Collected material:
....

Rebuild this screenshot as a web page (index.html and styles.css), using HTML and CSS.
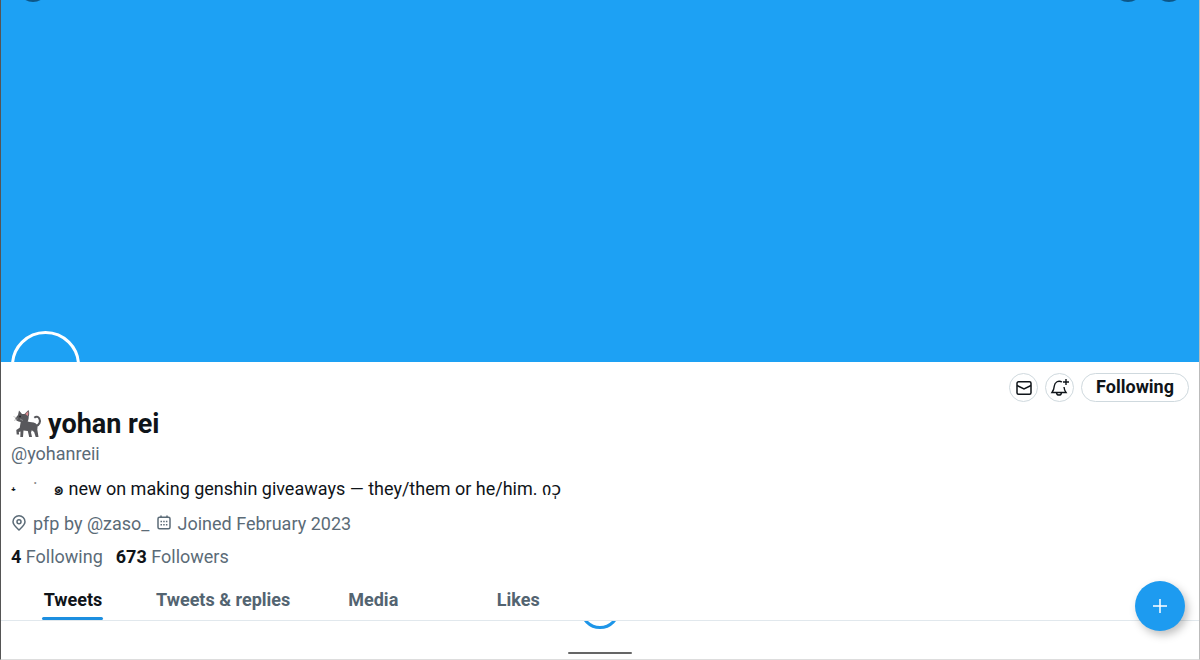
FILE: index.html
```html
<!DOCTYPE html>
<html lang="en">
<head>
<meta charset="utf-8">
<meta name="viewport" content="width=device-width, initial-scale=1">
<title>yohan rei (@yohanreii)</title>
<link rel="stylesheet" href="styles.css">
</head>
<body>
<div class="app">
  <header class="banner">
    <span class="bar-button bar-back"></span>
    <span class="bar-button bar-search"></span>
    <span class="bar-button bar-more"></span>
    <span class="avatar"></span>
  </header>

  <main class="profile">
    <div class="actions">
      <button class="round" type="button" aria-label="Message">
        <svg width="18" height="18" viewBox="0 0 18 18"><rect x="2" y="2.800" width="14" height="12.400" rx="1.500"/><path d="M2 6.500l7 3.500 7-3.500"/></svg>
      </button>
      <button class="round" type="button" aria-label="Notify">
        <svg class="bell" width="22" height="20" viewBox="0 0 22 20"><path d="M13 4C9.500 2 5.700 4 5.300 8c-.2 3-.8 4.400-2.300 6.500h14c-1.400-1.900-1.800-3.300-2-5.500M7.500 14.800c.5 3 4.500 3 5 0M17 1v6M14 4h6"/></svg>
      </button>
      <button class="following" type="button">Following</button>
    </div>

    <h1 class="name">
      <svg class="cat" width="30" height="30" viewBox="0 0 30 30" aria-hidden="true">
        <path class="tail" d="M23 17c3.500-1 4.800-4.500 3.300-7.500-1-2-3.300-2.200-5-.8"/>
        <path class="fur" d="M6 1.500L9 5h2.500L15.500 1c.9 2 .9 4.500.2 6.500.1 2-.4 3.600-1 5 3 1.300 5.300.3 7.800 1.800 2.200 1.500 2.300 4 1.800 6.200L25.500 28h-2.800l-1.600-5-2.300-1.800-.8 2.300 1 4.500h-2.800l-1.400-6-4.300-.5L10 28H7.300l.2-5.500-1.700.6.400 2.400H3.700L3.300 21l3.400-2.300 1-5.700C4.500 12.500 2.300 11 2.300 9.200L5 6z"/>
        <path class="ear" d="M12.300 5l2.900-2.800c.3 1.800.1 3.200-.5 4.800z"/>
        <path class="whisker" d="M.5 7.500l4 1.800M1 11.500l3.500-1.500M7 10l3 1.500"/>
        <circle class="eye" cx="7" cy="7.500" r=".9"/>
      </svg>
      <span>yohan rei</span>
    </h1>
    <p class="handle">@yohanreii</p>
    <p class="bio"><span class="spark">˖</span><span class="dot">˙</span><span class="curl">๑</span> new on making genshin giveaways — they/them or he/him. <span class="marks">იɔ̩</span></p>
    <div class="meta">
      <span class="meta-item">
        <svg width="16" height="18" viewBox="0 0 16 18"><path d="M8 15C4.500 11.800 2 9.800 2 6.800a6 6 0 0 1 12 0C14 9.800 11.500 11.800 8 15z"/><circle cx="8" cy="6.800" r="2"/></svg>
        pfp by @zaso_
      </span>
      <span class="meta-item">
        <svg width="16" height="18" viewBox="0 0 16 18"><rect x="2" y="2.200" width="12" height="11.600" rx="1.500"/><path d="M5 .500v2.500M11 .500v2.500"/><path class="days" d="M4.500 6.500h7M4.500 9.800h7"/></svg>
        Joined February 2023
      </span>
    </div>
    <div class="counts">
      <a href="#following"><b>4</b> Following</a>
      <a href="#followers"><b>673</b> Followers</a>
    </div>
  </main>

  <nav class="tabs">
    <a class="tab active" href="#tweets">Tweets</a>
    <a class="tab" href="#replies">Tweets &amp; replies</a>
    <a class="tab" href="#media">Media</a>
    <a class="tab" href="#likes">Likes</a>
  </nav>

  <section class="feed">
    <span class="spinner"></span>
    <span class="home-bar"></span>
  </section>

  <button class="compose" type="button" aria-label="New tweet">
    <svg width="16" height="16" viewBox="0 0 16 16"><path d="M8 1v14M1 8h14"/></svg>
  </button>
</div>
</body>
</html>
```
FILE: styles.css
```css
* { box-sizing: border-box; }
body {
  margin: 0;
  background: #fff;
  color: #0f1419;
  font: 18px/24px Roboto, "Noto Sans", "DejaVu Sans", sans-serif;
}
h1, p { margin: 0; }
a { color: inherit; text-decoration: none; }
button { margin: 0; padding: 0; font: inherit; color: inherit; cursor: pointer; }
svg { fill: none; stroke: currentColor; stroke-width: 1.5; flex: none; }

.app {
  position: relative;
  display: flex;
  flex-direction: column;
  min-height: 100vh;
  overflow: hidden;
  border-left: 1px solid #555;
  border-right: 1px solid #bbb;
  border-bottom: 1px solid #ddd;
}
.banner {
  position: relative;
  aspect-ratio: 1198 / 362;
  overflow: hidden;
  background: #1da1f4;
}
.bar-button {
  position: absolute;
  top: -28px;
  width: 30px;
  height: 30px;
  border-radius: 50%;
  background: #0d5687;
}
.bar-back { left: 17px; }
.bar-search { right: 56px; }
.bar-more { right: 15px; }
.avatar {
  position: absolute;
  left: 10px;
  bottom: -38px;
  width: 69px;
  height: 69px;
  border: 3px solid #fff;
  border-radius: 50%;
}

.profile { padding: 11px 10px 0; }
.actions { display: flex; justify-content: flex-end; gap: 7px; }
.round, .following {
  display: flex;
  align-items: center;
  justify-content: center;
  height: 29px;
  border: 1px solid #cfd9de;
  border-radius: 15px;
  background: #fff;
}
.round { width: 29px; }
.bell { stroke-width: 1.4; }
.following { padding: 0 14px 2px; font-weight: 700; }

.name {
  display: flex;
  align-items: center;
  gap: 5px;
  margin-top: 5px;
  padding-left: 2px;
  font-size: 27px;
  line-height: 34px;
  font-weight: 700;
}
.cat { stroke: none; }
.tail { stroke: #58585c; stroke-width: 2; }
.fur { fill: #58585c; }
.ear { fill: #d98a8f; }
.whisker { stroke: #aaa; stroke-width: .6; }
.eye { fill: #222; }
.handle { margin-top: 1px; color: #5b6b77; }
.bio { margin-top: 11px; }
.spark { display: inline-block; width: 22px; }
.dot { display: inline-block; width: 20px; color: #888; }
.marks { font-family: "DejaVu Sans", sans-serif; }
.meta { display: flex; flex-wrap: wrap; gap: 6px; margin-top: 11px; color: #5b6b77; }
.meta-item { display: flex; align-items: center; gap: 6px; }
.days { stroke-dasharray: 1.5 1.2; }
.counts { display: flex; gap: 13px; margin-top: 9px; color: #5b6b77; }
.counts b { color: #0f1419; }

.tabs {
  display: flex;
  gap: 1px;
  margin-top: 12px;
  border-bottom: 1px solid #e1e8ed;
  color: #536471;
  font-weight: 700;
}
.tab {
  position: relative;
  min-width: 144px;
  padding: 7px 10px 8px;
  text-align: center;
}
.active { color: #0f1419; }
.active::after {
  content: "";
  position: absolute;
  left: 41px;
  right: 42px;
  bottom: 0;
  height: 3px;
  border-radius: 2px;
  background: #1d8fe0;
}
.feed {
  position: relative;
  flex: 1;
  min-height: 38px;
  overflow: hidden;
}
.spinner {
  position: absolute;
  top: -32px;
  left: calc(50% - 20px);
  width: 40px;
  height: 40px;
  border: 3px solid #1d95e8;
  border-radius: 50%;
}
.home-bar {
  position: absolute;
  left: calc(50% - 32px);
  bottom: 5px;
  width: 64px;
  height: 2px;
  border-radius: 2px;
  background: #666;
}
.compose {
  position: absolute;
  right: 14px;
  bottom: 28px;
  display: flex;
  align-items: center;
  justify-content: center;
  width: 50px;
  height: 50px;
  border: 0;
  border-radius: 50%;
  background: #1d9bf0;
  color: #fff;
  box-shadow: 3px 4px 8px rgba(0, 0, 0, .25);
}
```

....

Set problem: Reproduce the material in its entirety and word for word, without the pictures.

Correct answer:
Rebuild this screenshot as a web page (index.html and styles.css), using HTML and CSS.
FILE: index.html
```html
<!DOCTYPE html>
<html lang="en">
<head>
<meta charset="utf-8">
<meta name="viewport" content="width=device-width, initial-scale=1">
<title>yohan rei (@yohanreii)</title>
<link rel="stylesheet" href="styles.css">
</head>
<body>
<div class="app">
  <header class="banner">
    <span class="bar-button bar-back"></span>
    <span class="bar-button bar-search"></span>
    <span class="bar-button bar-more"></span>
    <span class="avatar"></span>
  </header>

  <main class="profile">
    <div class="actions">
      <button class="round" type="button" aria-label="Message">
        <svg width="18" height="18" viewBox="0 0 18 18"><rect x="2" y="2.800" width="14" height="12.400" rx="1.500"/><path d="M2 6.500l7 3.500 7-3.500"/></svg>
      </button>
      <button class="round" type="button" aria-label="Notify">
        <svg class="bell" width="22" height="20" viewBox="0 0 22 20"><path d="M13 4C9.500 2 5.700 4 5.300 8c-.2 3-.8 4.400-2.300 6.500h14c-1.400-1.900-1.800-3.300-2-5.500M7.500 14.800c.5 3 4.500 3 5 0M17 1v6M14 4h6"/></svg>
      </button>
      <button class="following" type="button">Following</button>
    </div>

    <h1 class="name">
      <svg class="cat" width="30" height="30" viewBox="0 0 30 30" aria-hidden="true">
        <path class="tail" d="M23 17c3.500-1 4.800-4.500 3.300-7.500-1-2-3.300-2.200-5-.8"/>
        <path class="fur" d="M6 1.500L9 5h2.500L15.500 1c.9 2 .9 4.500.2 6.500.1 2-.4 3.600-1 5 3 1.300 5.300.3 7.800 1.800 2.200 1.500 2.300 4 1.800 6.200L25.500 28h-2.800l-1.600-5-2.300-1.800-.8 2.300 1 4.500h-2.800l-1.400-6-4.300-.5L10 28H7.300l.2-5.500-1.700.6.400 2.400H3.700L3.300 21l3.400-2.300 1-5.700C4.500 12.500 2.300 11 2.300 9.200L5 6z"/>
        <path class="ear" d="M12.300 5l2.900-2.800c.3 1.800.1 3.200-.5 4.800z"/>
        <path class="whisker" d="M.5 7.500l4 1.800M1 11.500l3.500-1.500M7 10l3 1.500"/>
        <circle class="eye" cx="7" cy="7.500" r=".9"/>
      </svg>
      <span>yohan rei</span>
    </h1>
    <p class="handle">@yohanreii</p>
    <p class="bio"><span class="spark">˖</span><span class="dot">˙</span><span class="curl">๑</span> new on making genshin giveaways — they/them or he/him. <span class="marks">იɔ̩</span></p>
    <div class="meta">
      <span class="meta-item">
        <svg width="16" height="18" viewBox="0 0 16 18"><path d="M8 15C4.500 11.800 2 9.800 2 6.800a6 6 0 0 1 12 0C14 9.800 11.500 11.800 8 15z"/><circle cx="8" cy="6.800" r="2"/></svg>
        pfp by @zaso_
      </span>
      <span class="meta-item">
        <svg width="16" height="18" viewBox="0 0 16 18"><rect x="2" y="2.200" width="12" height="11.600" rx="1.500"/><path d="M5 .500v2.500M11 .500v2.500"/><path class="days" d="M4.500 6.500h7M4.500 9.800h7"/></svg>
        Joined February 2023
      </span>
    </div>
    <div class="counts">
      <a href="#following"><b>4</b> Following</a>
      <a href="#followers"><b>673</b> Followers</a>
    </div>
  </main>

  <nav class="tabs">
    <a class="tab active" href="#tweets">Tweets</a>
    <a class="tab" href="#replies">Tweets &amp; replies</a>
    <a class="tab" href="#media">Media</a>
    <a class="tab" href="#likes">Likes</a>
  </nav>

  <section class="feed">
    <span class="spinner"></span>
    <span class="home-bar"></span>
  </section>

  <button class="compose" type="button" aria-label="New tweet">
    <svg width="16" height="16" viewBox="0 0 16 16"><path d="M8 1v14M1 8h14"/></svg>
  </button>
</div>
</body>
</html>
```
FILE: styles.css
```css
* { box-sizing: border-box; }
body {
  margin: 0;
  background: #fff;
  color: #0f1419;
  font: 18px/24px Roboto, "Noto Sans", "DejaVu Sans", sans-serif;
}
h1, p { margin: 0; }
a { color: inherit; text-decoration: none; }
button { margin: 0; padding: 0; font: inherit; color: inherit; cursor: pointer; }
svg { fill: none; stroke: currentColor; stroke-width: 1.5; flex: none; }

.app {
  position: relative;
  display: flex;
  flex-direction: column;
  min-height: 100vh;
  overflow: hidden;
  border-left: 1px solid #555;
  border-right: 1px solid #bbb;
  border-bottom: 1px solid #ddd;
}
.banner {
  position: relative;
  aspect-ratio: 1198 / 362;
  overflow: hidden;
  background: #1da1f4;
}
.bar-button {
  position: absolute;
  top: -28px;
  width: 30px;
  height: 30px;
  border-radius: 50%;
  background: #0d5687;
}
.bar-back { left: 17px; }
.bar-search { right: 56px; }
.bar-more { right: 15px; }
.avatar {
  position: absolute;
  left: 10px;
  bottom: -38px;
  width: 69px;
  height: 69px;
  border: 3px solid #fff;
  border-radius: 50%;
}

.profile { padding: 11px 10px 0; }
.actions { display: flex; justify-content: flex-end; gap: 7px; }
.round, .following {
  display: flex;
  align-items: center;
  justify-content: center;
  height: 29px;
  border: 1px solid #cfd9de;
  border-radius: 15px;
  background: #fff;
}
.round { width: 29px; }
.bell { stroke-width: 1.4; }
.following { padding: 0 14px 2px; font-weight: 700; }

.name {
  display: flex;
  align-items: center;
  gap: 5px;
  margin-top: 5px;
  padding-left: 2px;
  font-size: 27px;
  line-height: 34px;
  font-weight: 700;
}
.cat { stroke: none; }
.tail { stroke: #58585c; stroke-width: 2; }
.fur { fill: #58585c; }
.ear { fill: #d98a8f; }
.whisker { stroke: #aaa; stroke-width: .6; }
.eye { fill: #222; }
.handle { margin-top: 1px; color: #5b6b77; }
.bio { margin-top: 11px; }
.spark { display: inline-block; width: 22px; }
.dot { display: inline-block; width: 20px; color: #888; }
.marks { font-family: "DejaVu Sans", sans-serif; }
.meta { display: flex; flex-wrap: wrap; gap: 6px; margin-top: 11px; color: #5b6b77; }
.meta-item { display: flex; align-items: center; gap: 6px; }
.days { stroke-dasharray: 1.5 1.2; }
.counts { display: flex; gap: 13px; margin-top: 9px; color: #5b6b77; }
.counts b { color: #0f1419; }

.tabs {
  display: flex;
  gap: 1px;
  margin-top: 12px;
  border-bottom: 1px solid #e1e8ed;
  color: #536471;
  font-weight: 700;
}
.tab {
  position: relative;
  min-width: 144px;
  padding: 7px 10px 8px;
  text-align: center;
}
.active { color: #0f1419; }
.active::after {
  content: "";
  position: absolute;
  left: 41px;
  right: 42px;
  bottom: 0;
  height: 3px;
  border-radius: 2px;
  background: #1d8fe0;
}
.feed {
  position: relative;
  flex: 1;
  min-height: 38px;
  overflow: hidden;
}
.spinner {
  position: absolute;
  top: -32px;
  left: calc(50% - 20px);
  width: 40px;
  height: 40px;
  border: 3px solid #1d95e8;
  border-radius: 50%;
}
.home-bar {
  position: absolute;
  left: calc(50% - 32px);
  bottom: 5px;
  width: 64px;
  height: 2px;
  border-radius: 2px;
  background: #666;
}
.compose {
  position: absolute;
  right: 14px;
  bottom: 28px;
  display: flex;
  align-items: center;
  justify-content: center;
  width: 50px;
  height: 50px;
  border: 0;
  border-radius: 50%;
  background: #1d9bf0;
  color: #fff;
  box-shadow: 3px 4px 8px rgba(0, 0, 0, .25);
}
```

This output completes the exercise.